21世紀になるとバレエに関する具体的な情報が社会に行き渡り、『Do Da Dancin’!』(槇村さとる)、『舞姫 テレプシコーラ』(山岸凉子)など等身大の主人公が成長していく物語が生まれました。一方で、男性向け漫画誌にも『昴』(曽田正人)のようなバレエ漫画が登場し、ダンサーの身体が荒々しく動的に表現されました。そのリアリティーは、以前には考えられないもの。現在、青年漫画誌で連載中の『絢爛たるグランドセーヌ』(Cuvie)も、従来のスポ根やシンデレラストーリーの枠組みを超えて、普通の女の子が淡々とバレエに取り組み、国際コンクールに出場しと、「隣の子」的な現実感がより深まっています。

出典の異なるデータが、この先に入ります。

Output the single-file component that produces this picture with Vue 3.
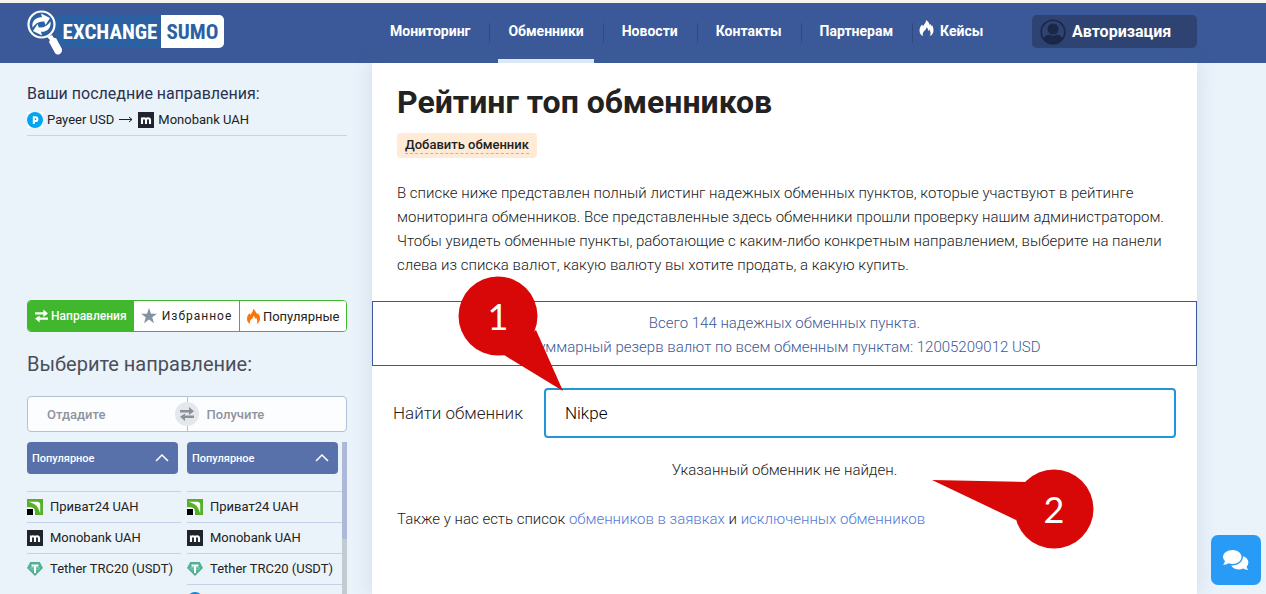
<script setup>
import { ref } from 'vue'

const query = ref('Nikpe')
const nav = [
  { label: 'Мониторинг' },
  { label: 'Обменники', active: true },
  { label: 'Новости' },
  { label: 'Контакты' },
  { label: 'Партнерам' },
  { label: 'Кейсы', flame: true }
]
const currencies = [
  { id: 'privat', name: 'Приват24 UAH' },
  { id: 'mono', name: 'Monobank UAH' },
  { id: 'tether', name: 'Tether TRC20 (USDT)' }
]
const columns = [
  { id: 'give', items: currencies },
  { id: 'get', items: [...currencies, { id: 'coin', name: '' }] }
]
const flamePath =
  'M6.4 0C7 2.6 4.6 4.2 3.6 6.4L2.6 4.6C1 6.400 0 8.300 0 10.400C0 13 1.400 15 3.400 16C2.700 13.600 3.600 12 4.900 10.800C6.200 9.700 7 8.800 6.900 7.200C8.400 8.200 8.800 9.600 8.500 10.900C9.300 10.600 9.600 9.900 9.600 9.200C11.400 11.400 11.400 14 10.400 16C12.700 15 14 12.900 14 10.400C14 7.900 13.300 6.300 12.400 5L11.800 6.400C11.500 5.300 11.300 4.500 10.500 3.800L10.200 5.300C9.600 2.900 8.600 1 6.400 0Z'
const swapPath = 'M0 3H9V0L14 4.200L9 8V5.400H0ZM14 11H5V14L0 9.800L5 6.500V8.600H14Z'
const logoArrow = 'M5.500 17.500C4.500 11 9 6.800 15 7.200L14 3.500L23 8L18.500 15L17.200 11.500C12 11 9 13 5.500 17.500Z'
</script>

<template>
  <div class="page">
    <header class="header">
      <a class="logo" href="#" aria-label="Exchange Sumo">
        <svg class="logo-glass" viewBox="0 0 36 46" aria-hidden="true">
          <path d="M20 27L25 25L27 28L29 28L35 39Q35.500 42 33 44Q30 45.500 28 43L22 32L23 30Z" fill="#fff" />
          <circle cx="14.500" cy="14.500" r="13" fill="#2b60a2" stroke="#fff" stroke-width="2.200" />
          <path :d="logoArrow" fill="#fff" />
          <path :d="logoArrow" fill="#fff" transform="rotate(180 14.500 14.500)" />
        </svg>
        <span class="logo-a">EXCHANGE</span><span class="logo-b">SUMO</span>
      </a>
      <nav class="nav">
        <ul>
          <li v-for="item in nav" :key="item.label" :class="{ flamed: item.flame }">
            <a href="#" :class="{ active: item.active }">
              <svg v-if="item.flame" class="flame" viewBox="0 0 14 16" aria-hidden="true"><path :d="flamePath" fill="#fff" /></svg>
              {{ item.label }}
            </a>
          </li>
        </ul>
      </nav>
      <button class="login" type="button">
        <svg viewBox="0 0 26 26" aria-hidden="true">
          <circle cx="13" cy="13" r="11.800" fill="none" stroke="#1a2747" stroke-width="1.600" />
          <circle cx="13" cy="10" r="5.500" fill="#1a2747" />
          <path d="M3.500 20C4.500 17 7 16 9 15.500Q13 18 17 15.500C19.500 16 21.500 17 22.500 20Q19 25 13 25Q7 25 3.500 20Z" fill="#1a2747" />
        </svg>
        Авторизация
      </button>
    </header>

    <div class="layout">
      <aside class="sidebar">
        <section class="recent">
          <h2>Ваши последние направления:</h2>
          <a class="route" href="#">
            <svg class="coin" viewBox="0 0 16 16" aria-hidden="true">
              <rect width="16" height="16" fill="#fff" />
              <circle cx="8" cy="8" r="8" fill="#04a5ef" />
              <path d="M6.800 12V5.300H8.500A1.900 1.900 0 0 1 8.500 9.100H6.800" fill="none" stroke="#fff" stroke-width="2" />
            </svg>
            <span>Payeer USD</span>
            <svg class="arrow" viewBox="0 0 14 8" aria-hidden="true"><path d="M0 3.500H13M10 1L13 3.500L10 6" fill="none" stroke="#222" /></svg>
            <svg class="coin" viewBox="0 0 16 16" aria-hidden="true">
              <rect width="16" height="16" fill="#22242d" />
              <path d="M4 12V5.500M4 8Q4 6.300 6 6.300Q8 6.300 8 8.300V12M8 8.300Q8 6.300 10 6.300Q12 6.300 12 8.300V12" fill="none" stroke="#fff" stroke-width="2.100" />
            </svg>
            <span>Monobank UAH</span>
          </a>
        </section>

        <div class="tabs">
          <button class="tab on" type="button">
            <svg class="swap" viewBox="0 0 14 14" aria-hidden="true"><path :d="swapPath" fill="#fff" /></svg>Направления
          </button>
          <button class="tab fav" type="button">
            <svg class="star" viewBox="0 0 16 16" aria-hidden="true"><path d="M8 0L10 5.700H16L11.200 9.300L13 15.200L8 11.600L3 15.200L4.800 9.300L0 5.700H6Z" fill="#8492a6" /></svg>Избранное
          </button>
          <button class="tab" type="button">
            <svg class="fire" viewBox="0 0 14 16" aria-hidden="true"><path :d="flamePath" fill="#ff7404" /></svg>Популярные
          </button>
        </div>

        <h2 class="choose">Выберите направление:</h2>

        <div class="pair">
          <input type="text" placeholder="Отдадите" aria-label="Отдадите" />
          <input type="text" placeholder="Получите" aria-label="Получите" />
          <button class="pair-swap" type="button" aria-label="Поменять местами">
            <svg viewBox="0 0 14 14" aria-hidden="true"><path :d="swapPath" fill="#8b8f96" /></svg>
          </button>
        </div>

        <div class="lists">
          <div v-for="col in columns" :key="col.id" class="col">
            <button class="group" type="button">
              Популярное
              <svg viewBox="0 0 14 8" aria-hidden="true"><path d="M1 7L7 1L13 7" fill="none" stroke="#fff" stroke-width="1.500" /></svg>
            </button>
            <ul>
              <li v-for="c in col.items" :key="c.id">
                <a href="#">
                  <svg class="coin" viewBox="0 0 16 16" aria-hidden="true">
                    <g v-if="c.id === 'privat'">
                      <rect width="16" height="16" fill="#57b127" />
                      <path d="M1.500 2.800H10Q13.200 2.800 13.200 6V14.500Q12 11 11.300 9.500Q9.800 6 6.500 4.700Q4.500 3.800 1.500 2.800Z" fill="#fff" />
                      <path d="M0 8.200H3Q8 8.200 8 13V16H6V10H0Z" fill="#fff" />
                      <rect y="10" width="6" height="6" fill="#000" />
                    </g>
                    <g v-else-if="c.id === 'mono'">
                      <rect width="16" height="16" fill="#22242d" />
                      <path d="M4 12V5.500M4 8Q4 6.300 6 6.300Q8 6.300 8 8.300V12M8 8.300Q8 6.300 10 6.300Q12 6.300 12 8.300V12" fill="none" stroke="#fff" stroke-width="2.100" />
                    </g>
                    <g v-else-if="c.id === 'tether'">
                      <path d="M3.200 1H12.800L16 7L8 15L0 7Z" fill="#52b095" />
                      <path d="M4.500 3.500H11.500V5.500H9V12H7V5.500H4.500Z" fill="#fff" />
                      <ellipse cx="8" cy="7.300" rx="4.500" ry="1.200" fill="none" stroke="#fff" stroke-opacity=".6" stroke-width=".6" />
                    </g>
                    <circle v-else cx="8" cy="8" r="8" fill="#1a82d2" />
                  </svg>
                  {{ c.name }}
                </a>
              </li>
            </ul>
          </div>
          <div class="track"><div class="thumb"></div></div>
        </div>
      </aside>

      <main class="main">
        <div class="intro">
          <h1>Рейтинг топ обменников</h1>
          <a class="add" href="#"><span>Добавить обменник</span></a>
          <p>
            В списке ниже представлен полный листинг надежных обменных пунктов, которые участвуют в рейтинге
            мониторинга обменников. Все представленные здесь обменники прошли проверку нашим администратором.
            Чтобы увидеть обменные пункты, работающие с каким-либо конкретным направлением, выберите на панели
            слева из списка валют, какую валюту вы хотите продать, а какую купить.
          </p>
        </div>
        <div class="summary">
          Всего 144 надежных обменных пункта.<br />
          Суммарный резерв валют по всем обменным пунктам: 12005209012 USD
        </div>
        <form class="search" @submit.prevent>
          <label for="exchanger">Найти обменник</label>
          <input id="exchanger" v-model="query" type="text" />
        </form>
        <p class="empty">Указанный обменник не найден.</p>
        <p class="also">
          Также у нас есть список <a href="#">обменников в заявках</a> и <a href="#">исключенных обменников</a>
        </p>

        <svg class="callout first" viewBox="0 0 106 116" role="img" aria-label="1">
          <path d="M78 54L105 115L46 79Z" fill="#d80808" />
          <circle cx="40" cy="40" r="39.500" fill="#d80808" />
          <text x="40" y="54" text-anchor="middle">1</text>
        </svg>
        <svg class="callout second" viewBox="0 0 162 80" role="img" aria-label="2">
          <path d="M0 11L94 13L84 51Z" fill="#d80808" />
          <circle cx="122" cy="40" r="39.500" fill="#d80808" />
          <text x="122" y="54" text-anchor="middle">2</text>
        </svg>
      </main>
    </div>

    <button class="chat" type="button" aria-label="Чат">
      <svg viewBox="0 0 26 20" aria-hidden="true">
        <path d="M9.500 0C14.500 0 18.500 3 18.500 7C18.500 11 14.500 14 9.500 14Q7.500 14 5.600 13.300Q3.500 14.800 0 14.800Q1.500 13 2 11.200Q0 9.200 0 7C0 3 4.500 0 9.500 0Z" fill="#fff" />
        <path d="M20 6.200C23.500 7 25.400 9.700 25.400 12.500Q25.400 15 23.500 16.800Q24 18.500 25.400 20Q22.500 20 20 18.600Q18 19.500 16 19.500C12.500 19.500 9.500 18 8.200 15.500C15 15.800 20.300 11.500 20 6.200Z" fill="#fff" />
      </svg>
    </button>
  </div>
</template>

<style>
body {
  background: #eaf2fa;
  overflow: hidden;
}
</style>

<style scoped>
* {
  box-sizing: border-box;
}
.page {
  display: flex;
  flex-direction: column;
  height: 100vh;
  overflow: hidden;
  font-family: Roboto, 'Liberation Sans', sans-serif;
  font-size: 13px;
  color: #222;
}
h1, h2, p, ul {
  margin: 0;
  padding: 0;
}
ul {
  list-style: none;
}
a {
  color: inherit;
  text-decoration: none;
}
button, input {
  margin: 0;
  padding: 0;
  border: 0;
  font: inherit;
  color: inherit;
}
svg {
  display: block;
  flex: none;
}
.header {
  display: flex;
  flex: none;
  height: 63px;
  padding: 0 69px 0 27px;
  border-top: 3px solid #f3f5ec;
  background: #3b5998;
}
.logo {
  display: flex;
  align-items: flex-start;
  width: 353px;
  font-family: 'Roboto Condensed', 'Liberation Sans Narrow', 'Liberation Sans', sans-serif;
  font-size: 21px;
  font-weight: 700;
  line-height: 34px;
  color: #fff;
}
.logo-glass {
  position: relative;
  width: 36px;
  height: 46px;
  margin-top: 7px;
}
.logo-a, .logo-b {
  margin-top: 12px;
  height: 33px;
  text-align: center;
}
.logo-a {
  width: 105px;
  margin-left: -7px;
  background: #2b60a2;
  padding-left: 3px;
}
.logo-b {
  width: 63px;
  border-radius: 0 5px 5px 0;
  background: #fff;
  color: #2b60a2;
}
.logo-glass {
  z-index: 1;
}
.nav {
  flex: 1;
}
.nav ul {
  display: flex;
}
.nav li {
  display: flex;
  align-items: center;
  height: 60px;
  padding-right: 9px;
}
.nav li + li::before {
  content: '';
  width: 1px;
  height: 20px;
  margin-right: 8px;
  background: #2f4a80;
}
.nav li.flamed::before {
  margin-right: 0;
}
.nav a {
  display: flex;
  align-items: center;
  height: 60px;
  padding: 0 10px;
  border-bottom: 4px solid transparent;
  font-size: 14px;
  font-weight: 700;
  color: #fff;
}
.nav a.active {
  border-bottom-color: #eaf2fa;
}
.nav .flamed a {
  padding: 0 6px;
}
.flame {
  width: 15px;
  height: 16px;
  margin: 0 6px 6px 0;
}
.login {
  display: flex;
  align-items: center;
  gap: 6px;
  width: 165px;
  height: 33px;
  margin-top: 12px;
  padding-left: 8px;
  border-radius: 5px;
  background: #2e4372;
  font-size: 16px;
  font-weight: 700;
  color: #fff;
}
.login svg {
  width: 26px;
  height: 26px;
}
.layout {
  display: flex;
  flex: 1;
  gap: 25px;
  min-height: 0;
  padding: 0 69px 0 27px;
}
.sidebar {
  display: flex;
  flex-direction: column;
  flex: none;
  width: 320px;
}
.recent {
  height: 73px;
  margin-bottom: 164px;
  padding-top: 20px;
  border-bottom: 1px solid #c9d3e8;
}
.recent h2 {
  font-size: 16px;
  font-weight: 400;
  line-height: 21px;
  color: #2a3350;
}
.route {
  display: flex;
  align-items: center;
  gap: 4px;
  height: 31px;
  color: #222;
}
.coin {
  width: 16px;
  height: 16px;
}
.arrow {
  width: 16px;
  height: 8px;
}
.tabs {
  display: flex;
  flex: none;
  height: 32px;
  border: 1px solid #41b72e;
  border-radius: 4px;
  overflow: hidden;
  background: #fff;
}
.tab {
  display: flex;
  flex: 1 1 0;
  align-items: center;
  justify-content: center;
  gap: 3px;
  background: #fff;
  border-left: 1px solid #41b72e;
}
.tab.on {
  border-left: 0;
  background: #41b72e;
  font-size: 12px;
  font-weight: 500;
  color: #fff;
}
.tab.fav {
  gap: 5px;
  border-left: 0;
  font-size: 12px;
  letter-spacing: 1px;
}
.swap {
  width: 13px;
  height: 14px;
}
.star {
  width: 16px;
  height: 16px;
}
.fire {
  width: 13px;
  height: 15px;
}
.choose {
  flex: none;
  padding: 20px 0;
  font-size: 20px;
  font-weight: 400;
  line-height: 24px;
  color: #4a4f58;
}
.pair {
  display: flex;
  flex: none;
  position: relative;
  height: 36px;
  border: 1px solid #b4c0d6;
  border-radius: 4px;
  background: #fcfdff;
}
.pair input {
  flex: 1;
  min-width: 0;
  padding-left: 19px;
  background: transparent;
  font-weight: 500;
}
.pair input + input {
  border-left: 1px solid #b4c0d6;
}
.pair input::placeholder {
  color: #8f949c;
  opacity: 1;
}
.pair-swap {
  display: grid;
  place-items: center;
  position: absolute;
  left: 50%;
  top: 50%;
  width: 24px;
  height: 24px;
  margin: -12px;
  border-radius: 50%;
  background: #e4e8ed;
}
.pair-swap svg {
  width: 14px;
  height: 14px;
}
.lists {
  display: grid;
  grid-template-columns: 154px 1fr 5px;
  flex: 1;
  min-height: 0;
  margin-top: 10px;
  overflow: hidden;
}
.col + .col {
  margin-left: 6px;
}
.group {
  display: flex;
  align-items: center;
  justify-content: space-between;
  width: 151px;
  height: 32px;
  margin-bottom: 17px;
  padding: 0 9px 0 5px;
  border-radius: 4px;
  background: #5871aa;
  font-size: 11px;
  font-weight: 500;
  color: #fff;
}
.group svg {
  width: 14px;
  height: 8px;
}
.col li {
  height: 31px;
  border-top: 1px solid #c6d0e8;
}
.col li a {
  display: flex;
  align-items: center;
  gap: 7px;
  height: 30px;
  line-height: 16px;
  color: #222;
  white-space: nowrap;
}
.track {
  background: #c3cbd0;
}
.thumb {
  height: 97px;
  background: #aeb9d9;
}
.main {
  position: relative;
  flex: 1;
  min-width: 0;
  background: #fff;
  box-shadow: 0 0 20px rgba(70, 120, 150, 0.16);
  font-size: 15px;
  font-weight: 300;
  line-height: 24px;
}
.intro {
  padding: 18px 25px 24px;
}
h1 {
  font-size: 32px;
  font-weight: 700;
  line-height: 42px;
}
.add {
  display: inline-flex;
  align-items: center;
  height: 25px;
  margin: 10px 0 23px;
  padding: 0 8px;
  border-radius: 4px;
  background: #ffead6;
  font-size: 13px;
  font-weight: 500;
  line-height: 16px;
  vertical-align: top;
}
.add span {
  border-bottom: 1px dashed #a9b6d8;
}
.summary {
  padding: 9px 24px 6px;
  border: 1px solid #3b5998;
  text-align: center;
  color: #3b5998;
}
.search {
  display: flex;
  align-items: center;
  gap: 21px;
  margin-top: 22px;
  padding: 0 21px;
  font-size: 17px;
}
.search input {
  flex: 1;
  min-width: 0;
  height: 50px;
  padding: 0 19px;
  border: 2px solid #2196d8;
  border-radius: 4px;
  background: #fff;
  color: #000;
  outline: 0;
}
.empty {
  margin-top: 20px;
  text-align: center;
}
.also {
  margin-top: 25px;
  padding: 0 25px;
}
.also a {
  color: #5179d6;
}
.callout {
  position: absolute;
  overflow: visible;
}
.callout text {
  font-family: Lato, 'Open Sans', sans-serif;
  font-size: 36px;
  font-weight: 400;
  fill: #fff;
}
.first {
  left: 86px;
  top: 213px;
  width: 106px;
  height: 116px;
}
.second {
  left: 560px;
  top: 406px;
  width: 162px;
  height: 80px;
}
.chat {
  display: grid;
  place-items: center;
  position: fixed;
  right: 5px;
  bottom: 9px;
  width: 50px;
  height: 50px;
  border-radius: 7px;
  background: #279bf6;
}
.chat svg {
  width: 26px;
  height: 20px;
}
</style>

 最近では『ダンス・ダンス・ダンスール』(ジョージ朝倉)のように、バレエダンサーを目指す男の子が主人公の作品が目立ちます。男性が化粧をして、華やかな衣装を着て舞台に立つことが、今はカッコいい。「男らしさ」に対する態度が、社会の中で変わってきています。

 フィギュアスケート人気にも通じますが、欧米への憧憬が限りなく薄れる一方で、男女問わず「身体能力の高い人」へのリスペクトが高まっている時代。バレエ漫画もそのような時代の気分とつながっています。